以土司文化为主流的贵州地域文化在黔东北、黔北和黔中等广大区域形成的特定的文化空间,在一定程度上为建立贵州行省以及贵州地域版图的完善奠定了文化基础。

从文化的视角审视,建立贵州行省,不仅有军事的动机,更具有深刻的文化内涵。明初贵州行省的建立是中央“大文化”与地方“小文化”相融合的产物。就“大文化”而言,随着明初社会经济的逐步恢复和发展以及儒家文化“大一统”思想统治地位的重新确立,边疆地区的稳定与巩固提上了日程。在“大一统”思想价值诉求下,明王朝意识到了贵州地域稳定的重要性,加强贵州地域的控制和治理逐步纳入了中央王朝的视野。就“小文化”而言,贵州行省的建立与贵州文化的发展始终紧密联系着。在贵州建省前夕,以土司文化为主流的贵州地域文化已经有了相当程度的发展,在黔东北、黔北和黔中等广大区域形成的特定的文化空间,在一定程度上为建立贵州行省以及贵州地域版图的完善奠定了文化基础。正是在明初“大一统”思想的价值诉求下,在儒家文化与贵州地域文化的交融碰撞中,建立贵州行省才有可能成为现实。

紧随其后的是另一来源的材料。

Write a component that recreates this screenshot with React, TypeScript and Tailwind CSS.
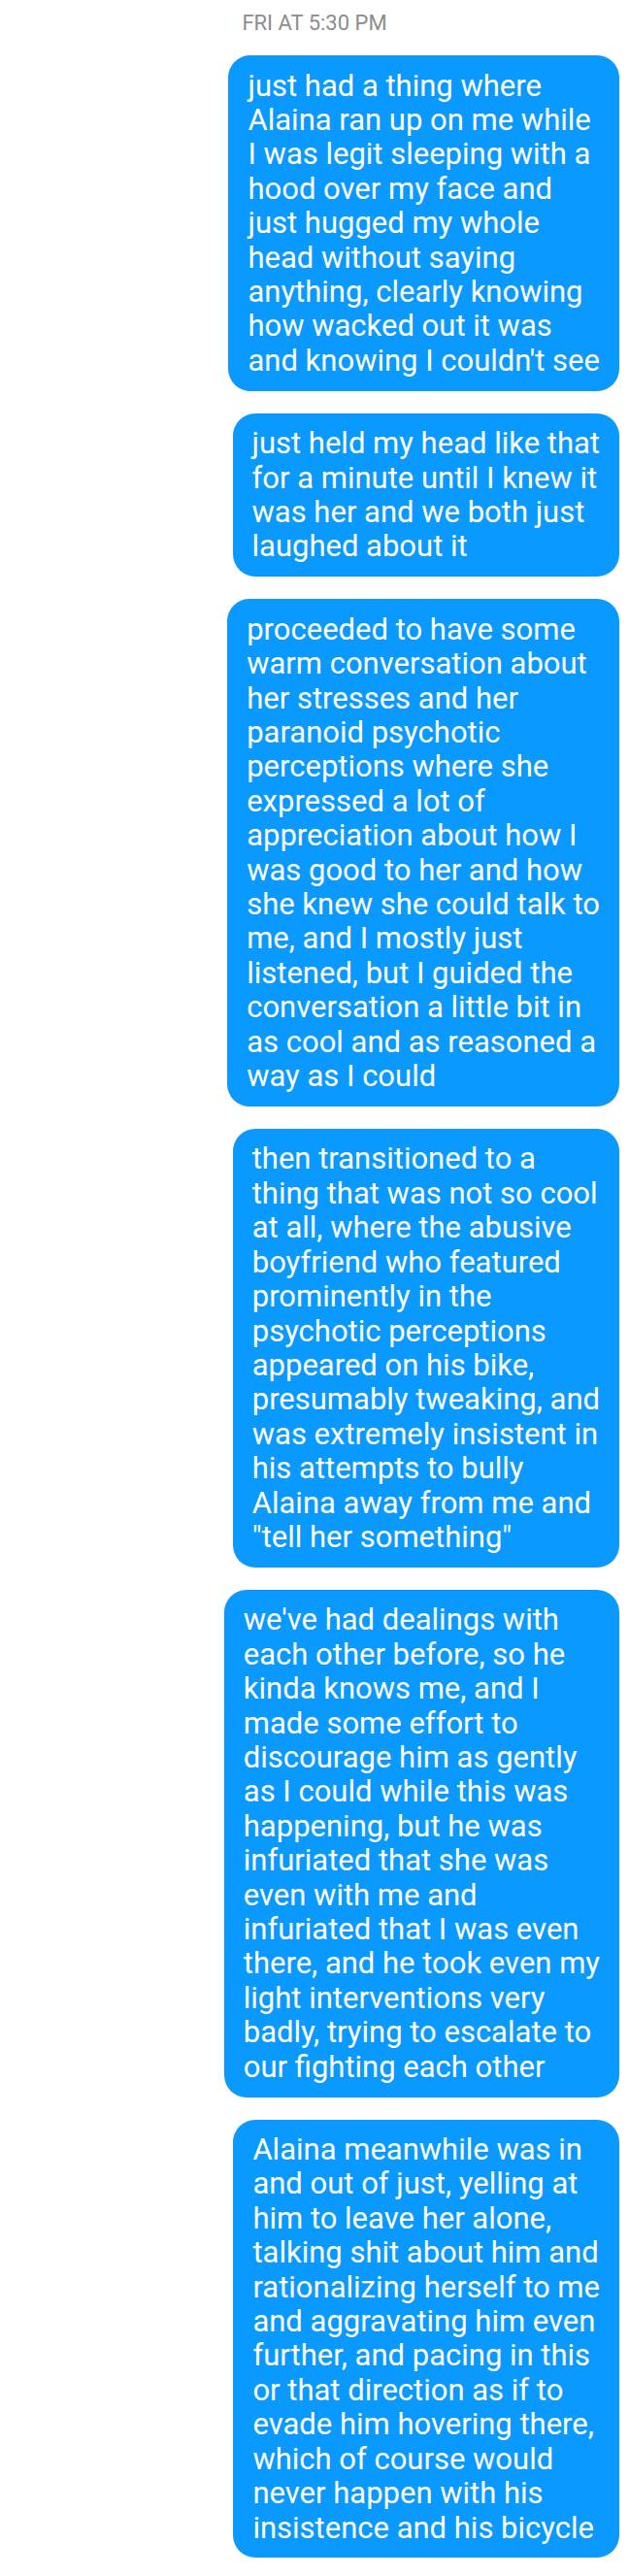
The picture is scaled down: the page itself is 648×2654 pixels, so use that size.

始建于明朝的安顺府文庙是祭奠孔子的神圣殿堂,成为儒家文化在黔中地区传播的重要标志。(熊模松/摄)

建省前夕贵州地域文化的发展

建省前夕,贵州地域文化已经发展到了一定的水平,形成了以土司文化为主体的地域文化体系,在黔东北、黔北和黔中等贵州局部地区,统一的文化区域空间已经基本形成。其中,黔东北和黔中区域文化空间,构成了贵州建省初期的地域版图。之后,黔北及其它地域划归贵州,进一步充实了贵州的地域版图。

以思南为中心的黔东北地域文化空间,凭借乌江水系的有利条件,较早与内地发生了比较密切的经济往来和文化交流,深受巴蜀文化和荆楚文化的影响。该文化空间人杰地灵,文化发达,经济社会和文化的发展水平长期位居贵州前列,成为贵州历史上开发较早的地区之一。自隋至明初800多年里,黔东北地区总体上是处于田氏土司的统治之下,随着田氏土司势力不断发展,统治范围不断地扩大,至元末明初,田氏土司已经发展为在全国有一定影响的大土司之一,其统治范围包括今黔东北地区、黔东地区、黔东南地区,影响到整个武陵地区,波及到今湖南、湖北、四川、重庆等地。田氏土司势力强大,统治时间长,范围广大,臣民众多,影响深远。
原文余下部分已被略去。